_Rows from a dataset of pages and code_.
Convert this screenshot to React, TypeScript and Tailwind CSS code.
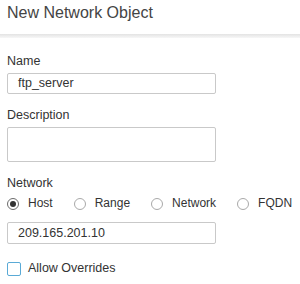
const font = { fontFamily: '"Liberation Sans", Arial, sans-serif' };

type RadioProps = { label: string; checked?: boolean };

function Radio({ label, checked = false }: RadioProps) {
  return (
    <label className="flex items-center">
      <span
        className={`flex h-[12px] w-[12px] items-center justify-center rounded-full border ${
          checked ? "border-[#6b6b6b]" : "border-[#a9a9a9]"
        } bg-white`}
      >
        {checked && <span className="h-[6px] w-[6px] rounded-full bg-[#333]" />}
      </span>
      <span className="ml-[9px] text-[12px] leading-[15px] text-[#333]">{label}</span>
    </label>
  );
}

export default function App() {
  return (
    <div className="h-[284px] w-[300px] overflow-hidden bg-white" style={font}>
      <div className="h-[34px] pl-[7px] pt-[4px]">
        <h1 className="text-[16px] font-normal leading-[18px] text-[#444]">New Network Object</h1>
      </div>
      <div className="h-[4px] bg-gradient-to-b from-[#e3e3e3] to-[#f7f7f7]" />

      <div className="px-[7px] pt-[16px]">
        <div className="text-[12.5px] leading-[15px] text-[#333]">Name</div>
        <div className="mt-[4px] flex h-[21px] w-[209px] items-center rounded-[2px] border border-[#c9c9c9] pl-[10px] text-[12.5px] text-[#333]">
          ftp_server
        </div>

        <div className="mt-[14px] text-[12.5px] leading-[15px] text-[#333]">Description</div>
        <div className="mt-[4px] h-[35px] w-[209px] rounded-[2px] border border-[#c9c9c9]" />

        <div className="mt-[14px] text-[12.5px] leading-[15px] text-[#333]">Network</div>
        <div className="mt-[5px] flex items-center gap-[21px]">
          <Radio label="Host" checked />
          <Radio label="Range" />
          <Radio label="Network" />
          <Radio label="FQDN" />
        </div>
        <div className="mt-[11px] flex h-[22px] w-[209px] items-center rounded-[2px] border border-[#c9c9c9] pl-[10px] text-[12.5px] text-[#333]">
          209.165.201.10
        </div>

        <label className="mt-[17px] flex items-center">
          <span className="h-[14px] w-[14px] rounded-[2px] border border-[#5aaad6] bg-white" />
          <span className="ml-[7px] text-[12.5px] leading-[15px] text-[#333]">Allow Overrides</span>
        </label>
      </div>
    </div>
  );
}
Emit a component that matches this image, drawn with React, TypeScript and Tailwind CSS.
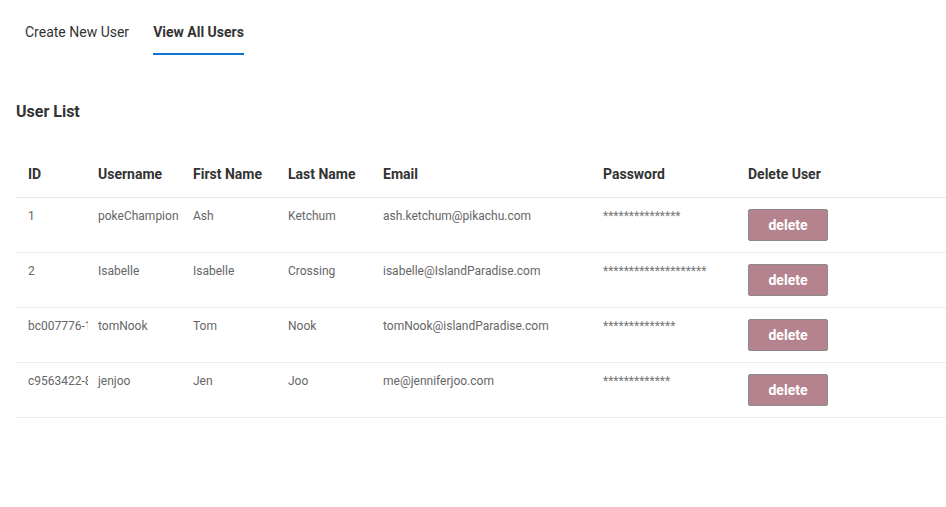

_Task to carry out_. Transcribe the full listing above exactly, with the images removed.

_Task response_.
Convert this screenshot to React, TypeScript and Tailwind CSS code.
const font = { fontFamily: '"Liberation Sans", Arial, sans-serif' };

type RadioProps = { label: string; checked?: boolean };

function Radio({ label, checked = false }: RadioProps) {
  return (
    <label className="flex items-center">
      <span
        className={`flex h-[12px] w-[12px] items-center justify-center rounded-full border ${
          checked ? "border-[#6b6b6b]" : "border-[#a9a9a9]"
        } bg-white`}
      >
        {checked && <span className="h-[6px] w-[6px] rounded-full bg-[#333]" />}
      </span>
      <span className="ml-[9px] text-[12px] leading-[15px] text-[#333]">{label}</span>
    </label>
  );
}

export default function App() {
  return (
    <div className="h-[284px] w-[300px] overflow-hidden bg-white" style={font}>
      <div className="h-[34px] pl-[7px] pt-[4px]">
        <h1 className="text-[16px] font-normal leading-[18px] text-[#444]">New Network Object</h1>
      </div>
      <div className="h-[4px] bg-gradient-to-b from-[#e3e3e3] to-[#f7f7f7]" />

      <div className="px-[7px] pt-[16px]">
        <div className="text-[12.5px] leading-[15px] text-[#333]">Name</div>
        <div className="mt-[4px] flex h-[21px] w-[209px] items-center rounded-[2px] border border-[#c9c9c9] pl-[10px] text-[12.5px] text-[#333]">
          ftp_server
        </div>

        <div className="mt-[14px] text-[12.5px] leading-[15px] text-[#333]">Description</div>
        <div className="mt-[4px] h-[35px] w-[209px] rounded-[2px] border border-[#c9c9c9]" />

        <div className="mt-[14px] text-[12.5px] leading-[15px] text-[#333]">Network</div>
        <div className="mt-[5px] flex items-center gap-[21px]">
          <Radio label="Host" checked />
          <Radio label="Range" />
          <Radio label="Network" />
          <Radio label="FQDN" />
        </div>
        <div className="mt-[11px] flex h-[22px] w-[209px] items-center rounded-[2px] border border-[#c9c9c9] pl-[10px] text-[12.5px] text-[#333]">
          209.165.201.10
        </div>

        <label className="mt-[17px] flex items-center">
          <span className="h-[14px] w-[14px] rounded-[2px] border border-[#5aaad6] bg-white" />
          <span className="ml-[7px] text-[12.5px] leading-[15px] text-[#333]">Allow Overrides</span>
        </label>
      </div>
    </div>
  );
}
Emit a component that matches this image, drawn with React, TypeScript and Tailwind CSS.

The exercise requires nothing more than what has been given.